Bio
James Clark
James P. Clark is founding chairman and CEO of the World Technology Network (www.wtn.net), a global association of over 1,000 of the peer-nominated, peer-elected most innovative people in science and technology elected annually through the World Technology Awards. The next Awards will be presented at the close of the 2011 World Technology Summit & Awards (WTSA), held on October 25/26, 2011, in association with TIME magazine, CNN, and Fortune, among others, in New York.
Educated at Wesleyan University and Cambridge University (UK), Clark has served in a wide variety of leadership roles across business, politics, technology, academia, and the non-profit sector. A serial entrepreneur, Clark's first venture, a clearinghouse for professional careers in the non-profit sector, was founded at Wesleyan University and then green-housed, by invitation, at Harvard University in the late 1980s, where Clark was appointed to the faculty.
In 1992, Clark next served as Director the Non-Profit Sector & National Service in Little Rock, Arkansas, for then-Governor Bill Clinton's successful Presidential campaign. During the Presidential Transition period after the election, Clark co-developed the Presidential Transition Roundtable Series, bringing experts together to examine key issues, including Northern Ireland, Entrepreneurship, The Politics of Inclusion, and Homelessness.
In 1993, he started one of the country's first Internet consulting firms, whose main client was another start-up called AOL, and which was focused on bringing online technology to the non-profit sector. In 1997, he founded the World Technology Network.
He has appeared on CNN, CNBC, BBC, and in many print publications over the years, and speaks regularly to a wide variety of audiences and has consulted to a wide variety of organizations through Cogito Strategy.
James Gleick
James Gleick was born in New York City in 1954. He graduated from Harvard College in 1976 and helped found Metropolis, an alternative weekly newspaper in Minneapolis. Then he worked for ten years as an editor and reporter for The New York Times. His first book, Chaos, was a National Book Award and Pulitzer Prize finalist and a national bestseller. He collaborated with the photographer Eliot Porter on Nature's Chaos and with developers at Autodesk on Chaos: The Software.

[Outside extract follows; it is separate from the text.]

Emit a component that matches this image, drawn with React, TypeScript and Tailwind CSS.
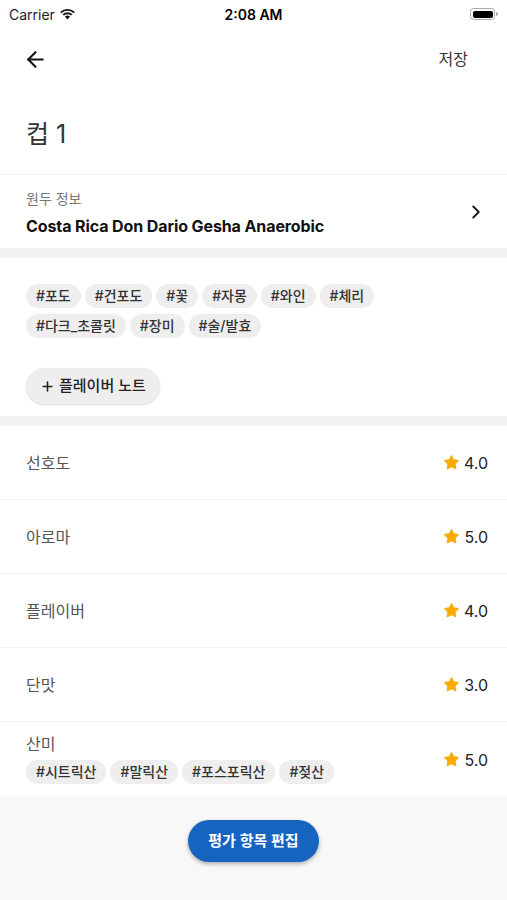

His next books include the best-selling biographies, Genius: The Life and Science of Richard Feynman and Isaac Newton, both shortlisted for the Pulitzer Prize, as well as Faster and What Just Happened. They have been translated into twenty-five languages.
In 1989-90 he was the McGraw Distinguished Lecturer at Princeton University. For some years he wrote the Fast Forward column in the New York Times Magazine.
With Uday Ivatury, he founded The Pipeline, a pioneering New York City-based Internet service in 1993, and was its chairman and chief executive officer until 1995. He was the first editor of the Best American Science Writing series. He is active on the boards of the Authors Guild and the Key West Literary Seminar.